Getting autonomous vehicles in the hands of consumers starts small and slowly. In the case of Tesla, it’s about 1 mile-per-hour.
Tesla Model S vehicles have a feature called Summon, launched earlier this year, which lets drivers control their car without being in it—the Tesla can pull into and out of a garage and park itself.
It’s a neat remote driving feature, despite its turtle-like speeds and the requirement that drivers must be within 10 feet of the vehicle. Tesla CEO Elon Musk says Summon will become considerably more advanced, and soon: “In two years you’ll be able to summon your car from across the country,” Musk said when the update launched. “If your car is in New York and you are in Los Angeles, it will find its way to you.”
But according to Consumer Reports, the initial Summon engineering was a bit problematic and posed safety concerns. Since alerting Tesla to the potential issues, the company built a fix to be pushed as a software update this week.

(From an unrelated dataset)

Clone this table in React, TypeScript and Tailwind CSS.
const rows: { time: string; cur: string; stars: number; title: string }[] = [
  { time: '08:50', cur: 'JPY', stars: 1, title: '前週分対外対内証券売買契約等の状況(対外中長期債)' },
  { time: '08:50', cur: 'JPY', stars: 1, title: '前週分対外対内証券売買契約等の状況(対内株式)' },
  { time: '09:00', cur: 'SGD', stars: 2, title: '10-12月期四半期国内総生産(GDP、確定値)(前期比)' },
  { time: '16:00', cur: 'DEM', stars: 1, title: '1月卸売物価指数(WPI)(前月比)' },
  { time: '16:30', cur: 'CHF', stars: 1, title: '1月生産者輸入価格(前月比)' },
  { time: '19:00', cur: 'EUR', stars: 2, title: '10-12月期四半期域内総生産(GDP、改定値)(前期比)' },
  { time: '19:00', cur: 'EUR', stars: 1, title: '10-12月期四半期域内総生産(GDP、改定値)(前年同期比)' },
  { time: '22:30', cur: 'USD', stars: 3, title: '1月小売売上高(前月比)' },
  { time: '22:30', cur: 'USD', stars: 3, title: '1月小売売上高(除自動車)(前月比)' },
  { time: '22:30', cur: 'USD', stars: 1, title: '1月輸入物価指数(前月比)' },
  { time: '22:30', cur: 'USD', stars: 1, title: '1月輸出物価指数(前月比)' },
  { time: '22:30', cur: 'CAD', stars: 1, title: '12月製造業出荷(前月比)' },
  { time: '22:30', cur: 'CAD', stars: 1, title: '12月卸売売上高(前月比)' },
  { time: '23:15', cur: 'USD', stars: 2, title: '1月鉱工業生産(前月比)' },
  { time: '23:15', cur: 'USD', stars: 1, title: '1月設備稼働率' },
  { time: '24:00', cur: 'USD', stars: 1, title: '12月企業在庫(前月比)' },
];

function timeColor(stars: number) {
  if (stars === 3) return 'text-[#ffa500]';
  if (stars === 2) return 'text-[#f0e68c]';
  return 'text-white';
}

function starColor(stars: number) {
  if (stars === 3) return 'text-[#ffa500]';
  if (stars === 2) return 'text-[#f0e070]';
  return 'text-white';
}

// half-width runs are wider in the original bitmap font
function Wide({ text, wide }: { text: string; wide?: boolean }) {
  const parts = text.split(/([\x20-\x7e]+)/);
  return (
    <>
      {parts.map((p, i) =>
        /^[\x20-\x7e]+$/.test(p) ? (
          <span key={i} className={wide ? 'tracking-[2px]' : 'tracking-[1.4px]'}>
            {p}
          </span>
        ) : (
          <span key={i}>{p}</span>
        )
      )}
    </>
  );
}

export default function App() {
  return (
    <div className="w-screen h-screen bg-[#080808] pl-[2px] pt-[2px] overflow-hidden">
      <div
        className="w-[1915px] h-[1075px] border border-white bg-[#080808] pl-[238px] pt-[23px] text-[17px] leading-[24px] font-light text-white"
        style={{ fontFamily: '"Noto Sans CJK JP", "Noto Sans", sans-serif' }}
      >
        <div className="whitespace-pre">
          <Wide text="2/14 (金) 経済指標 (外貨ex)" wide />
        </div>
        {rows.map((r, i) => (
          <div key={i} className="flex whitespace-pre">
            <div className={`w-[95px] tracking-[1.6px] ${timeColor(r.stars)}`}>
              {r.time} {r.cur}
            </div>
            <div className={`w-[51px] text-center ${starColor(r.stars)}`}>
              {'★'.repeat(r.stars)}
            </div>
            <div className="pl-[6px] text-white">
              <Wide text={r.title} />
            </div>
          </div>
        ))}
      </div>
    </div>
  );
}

The issue was with the Summon app and key fob that controlled the vehicle. You could either push a forward or reverse button on the fob to tell the Tesla where to go, or use the app to direct it. Consumer Reports found that if you dropped your keys or closed out the app, the Tesla just kept on moving.

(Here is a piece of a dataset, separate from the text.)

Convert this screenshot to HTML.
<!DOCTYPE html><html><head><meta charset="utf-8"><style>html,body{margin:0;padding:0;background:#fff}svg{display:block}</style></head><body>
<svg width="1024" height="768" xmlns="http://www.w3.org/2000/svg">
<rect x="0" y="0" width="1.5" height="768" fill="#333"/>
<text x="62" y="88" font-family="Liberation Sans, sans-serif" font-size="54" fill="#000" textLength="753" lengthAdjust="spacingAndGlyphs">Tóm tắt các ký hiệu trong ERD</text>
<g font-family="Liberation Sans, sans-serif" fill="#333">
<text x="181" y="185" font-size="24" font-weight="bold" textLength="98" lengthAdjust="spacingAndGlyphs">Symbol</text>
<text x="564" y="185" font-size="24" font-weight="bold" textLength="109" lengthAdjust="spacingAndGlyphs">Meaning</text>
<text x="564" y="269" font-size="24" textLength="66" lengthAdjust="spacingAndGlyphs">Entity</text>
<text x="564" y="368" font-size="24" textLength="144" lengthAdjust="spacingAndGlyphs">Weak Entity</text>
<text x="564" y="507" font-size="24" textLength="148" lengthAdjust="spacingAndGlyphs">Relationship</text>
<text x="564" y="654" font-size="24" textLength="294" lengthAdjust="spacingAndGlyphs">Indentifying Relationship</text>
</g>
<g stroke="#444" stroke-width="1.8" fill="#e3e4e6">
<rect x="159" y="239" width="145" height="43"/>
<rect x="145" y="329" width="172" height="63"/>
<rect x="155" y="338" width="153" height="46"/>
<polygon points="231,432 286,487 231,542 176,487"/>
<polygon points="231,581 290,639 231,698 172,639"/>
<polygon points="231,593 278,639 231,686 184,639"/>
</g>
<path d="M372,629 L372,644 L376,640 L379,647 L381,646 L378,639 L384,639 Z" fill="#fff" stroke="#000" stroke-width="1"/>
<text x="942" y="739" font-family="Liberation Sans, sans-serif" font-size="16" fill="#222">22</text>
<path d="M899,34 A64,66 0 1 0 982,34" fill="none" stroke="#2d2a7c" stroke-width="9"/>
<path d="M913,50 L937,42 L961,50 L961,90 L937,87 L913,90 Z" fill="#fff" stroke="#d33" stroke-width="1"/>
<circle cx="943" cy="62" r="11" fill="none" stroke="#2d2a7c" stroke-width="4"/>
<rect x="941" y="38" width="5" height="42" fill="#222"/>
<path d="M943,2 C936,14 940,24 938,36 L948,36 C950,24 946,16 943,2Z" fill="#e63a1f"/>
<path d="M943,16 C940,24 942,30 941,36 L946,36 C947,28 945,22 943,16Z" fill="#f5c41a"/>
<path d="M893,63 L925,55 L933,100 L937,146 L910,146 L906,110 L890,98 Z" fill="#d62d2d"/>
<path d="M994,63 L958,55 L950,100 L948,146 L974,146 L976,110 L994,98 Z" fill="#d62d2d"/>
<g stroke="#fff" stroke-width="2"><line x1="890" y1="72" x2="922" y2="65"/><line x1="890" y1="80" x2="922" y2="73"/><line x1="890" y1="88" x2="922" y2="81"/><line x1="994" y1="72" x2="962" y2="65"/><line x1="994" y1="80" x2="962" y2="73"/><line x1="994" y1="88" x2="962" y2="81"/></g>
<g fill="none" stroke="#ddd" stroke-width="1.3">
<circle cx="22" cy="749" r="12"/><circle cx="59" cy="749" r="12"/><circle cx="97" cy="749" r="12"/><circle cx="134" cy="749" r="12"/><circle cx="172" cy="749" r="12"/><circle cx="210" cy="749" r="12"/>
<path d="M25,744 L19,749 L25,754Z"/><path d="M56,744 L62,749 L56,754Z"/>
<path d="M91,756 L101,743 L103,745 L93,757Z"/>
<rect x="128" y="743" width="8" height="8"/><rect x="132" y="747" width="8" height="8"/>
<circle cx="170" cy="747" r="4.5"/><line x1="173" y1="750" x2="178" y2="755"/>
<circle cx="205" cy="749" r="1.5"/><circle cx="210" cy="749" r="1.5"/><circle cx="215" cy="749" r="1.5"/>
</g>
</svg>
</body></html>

Additionally, the Tesla vehicle didn’t recognize small objects in front of it, including a duffel bag and bicycle. Considering the size of those items, it’s likely the car wouldn’t recognize a small child or a dog in its way, either. (Tesla explains in the Summon dashboard that it’s still in beta and won’t stop for things like bikes.)

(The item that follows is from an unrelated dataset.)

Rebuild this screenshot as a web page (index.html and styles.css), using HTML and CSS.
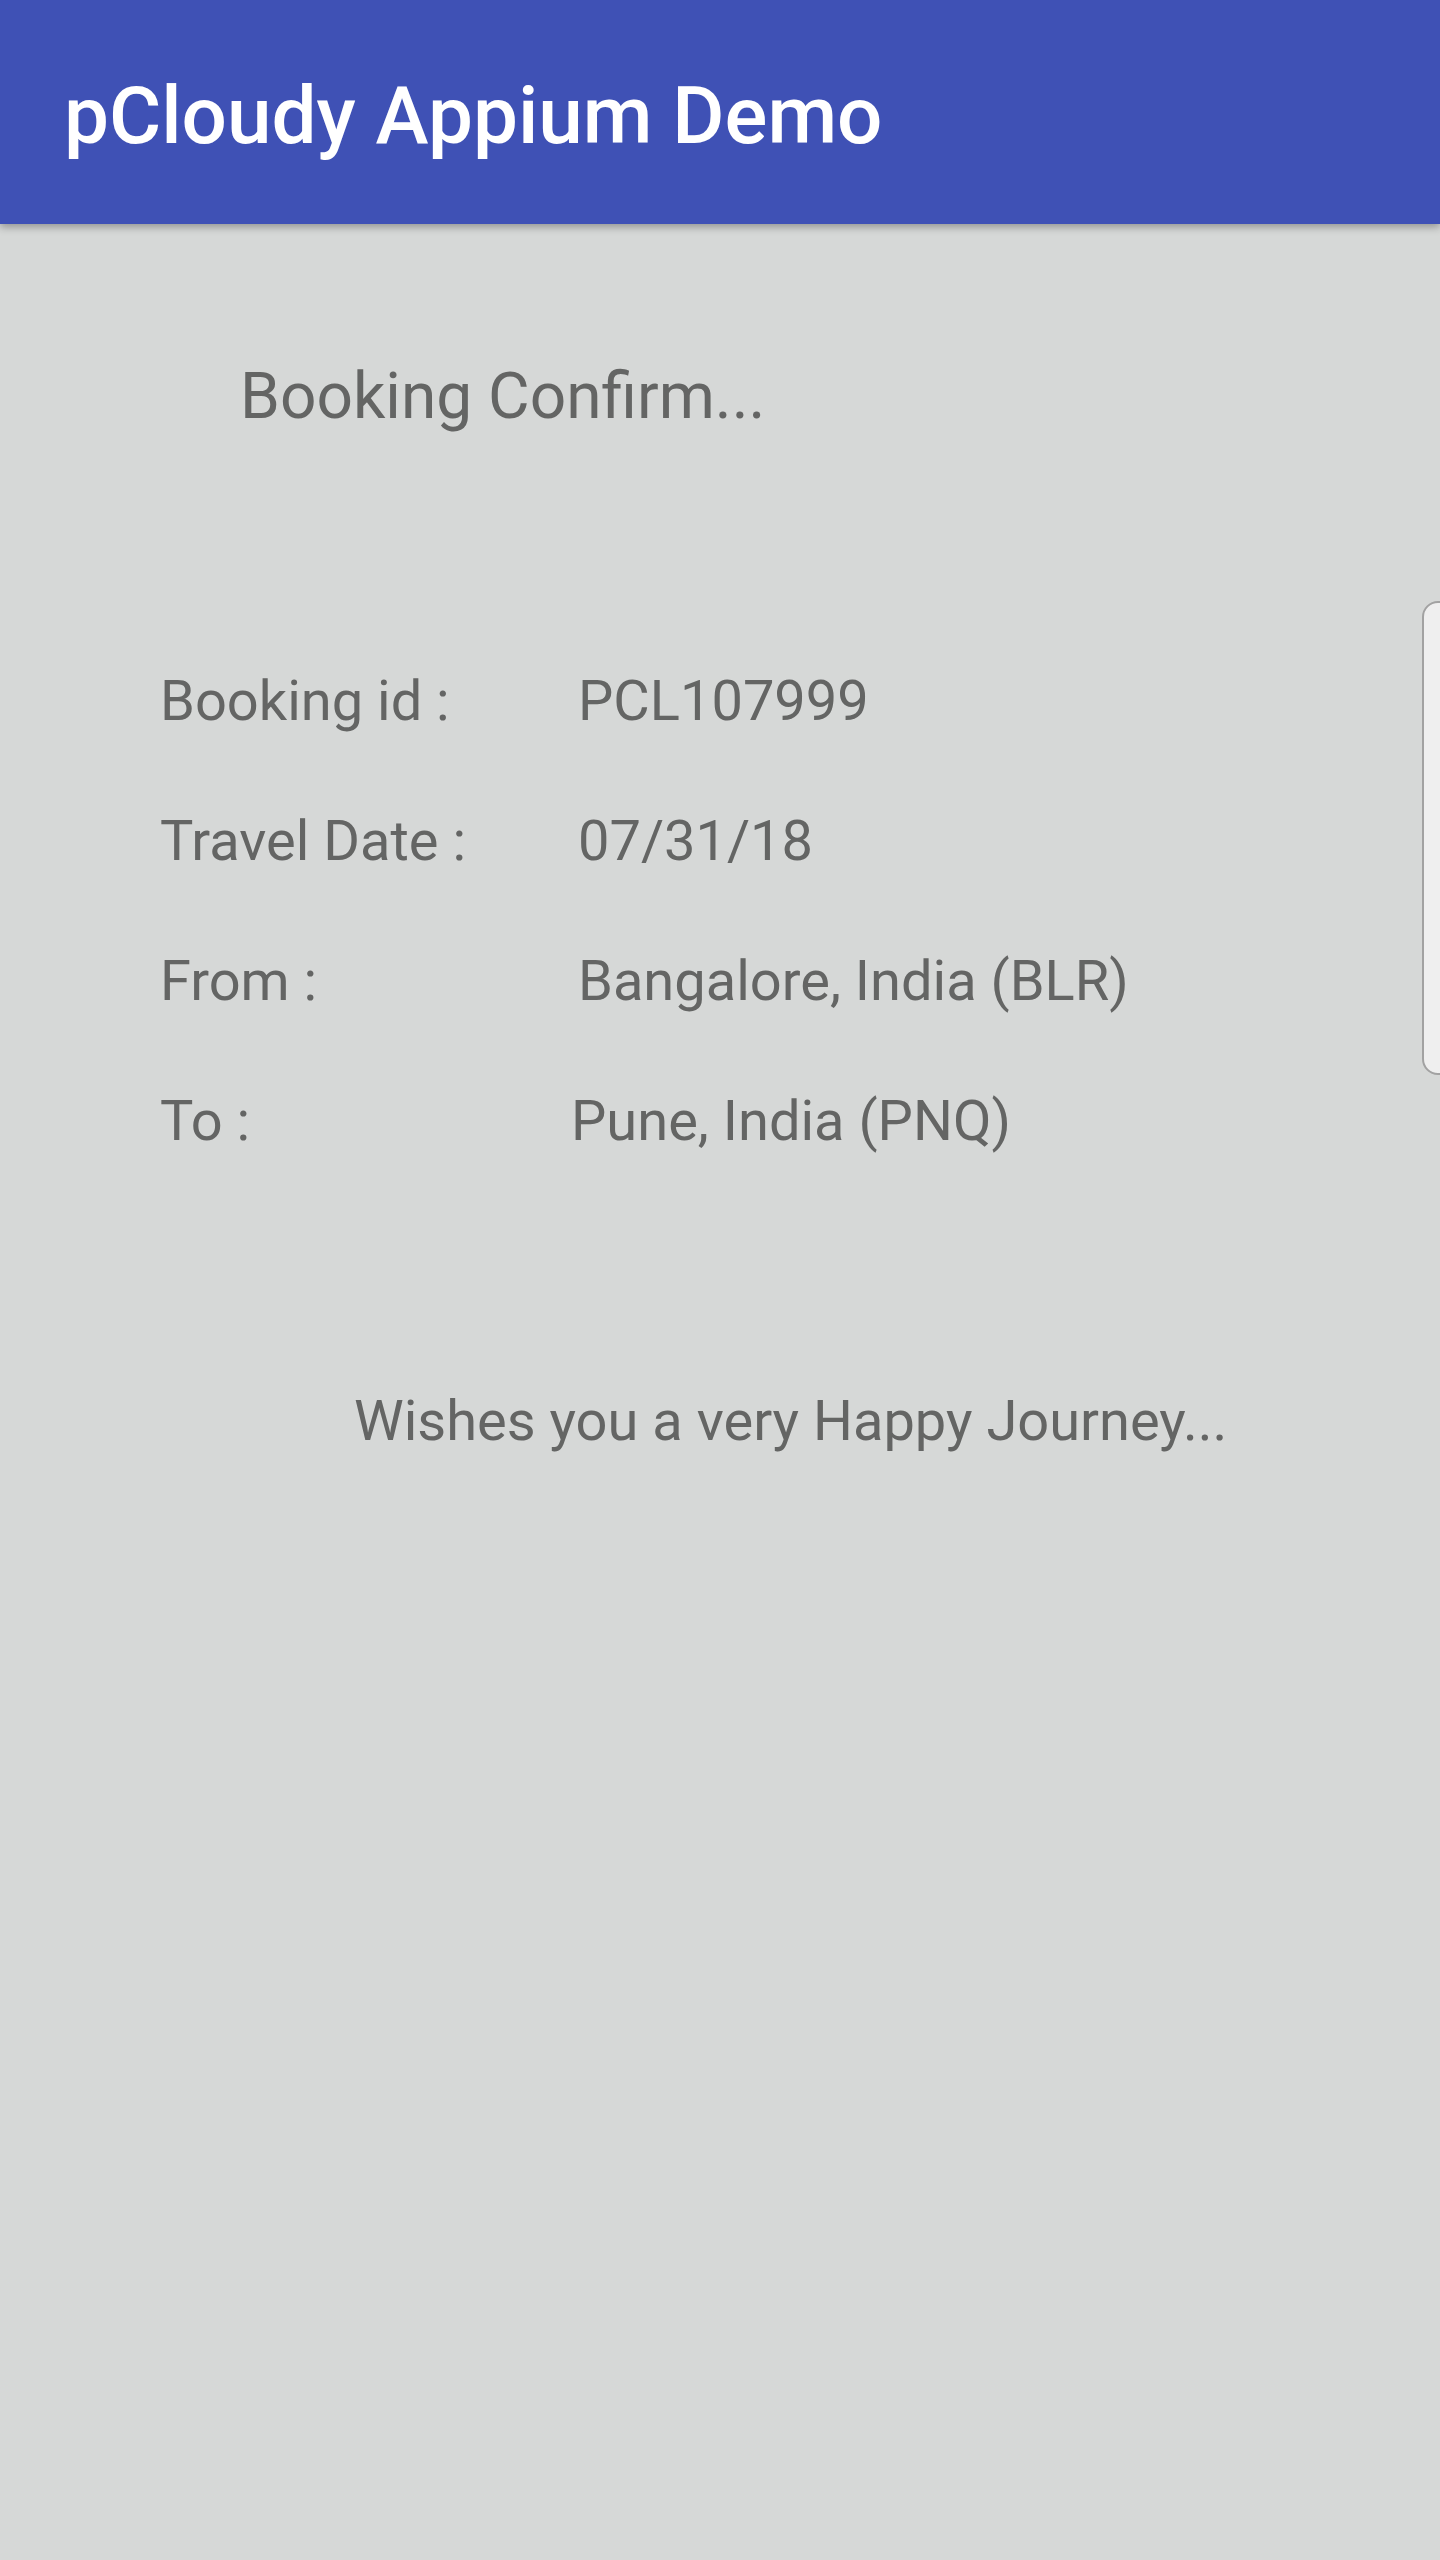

Tesla engineers reportedly worked out a solution by nixing the key fob operation and relying solely on the app to move the car automatically. Drivers will have to keep their finger on the phone screen in order to operate it, so if they drop their phone or close out the app, the car stops.
Tesla’s update comes on the heels of a new report that demonstrates how skeptical Americans are of driving or being a passenger in a self-driving car.
Forty-three percent of people surveyed believe driverless cars aren’t safe, and more than half wouldn’t ride in one. Although self-driving cars haven’t been in any terrible accidents and their development has the support of the federal government, people are still wary of welcoming them on the roads.
The slow speed at which Summon is required to operate makes the safety issue Consumer Reports found pretty non-threatening, but identifying these types of concerns early can help engineers design safer cars in the future. If no dead man switch was available before Tesla rolled out a feature that drives fully autonomously at speeds greater than 1 mile per hour, the safety concerns would be much worse.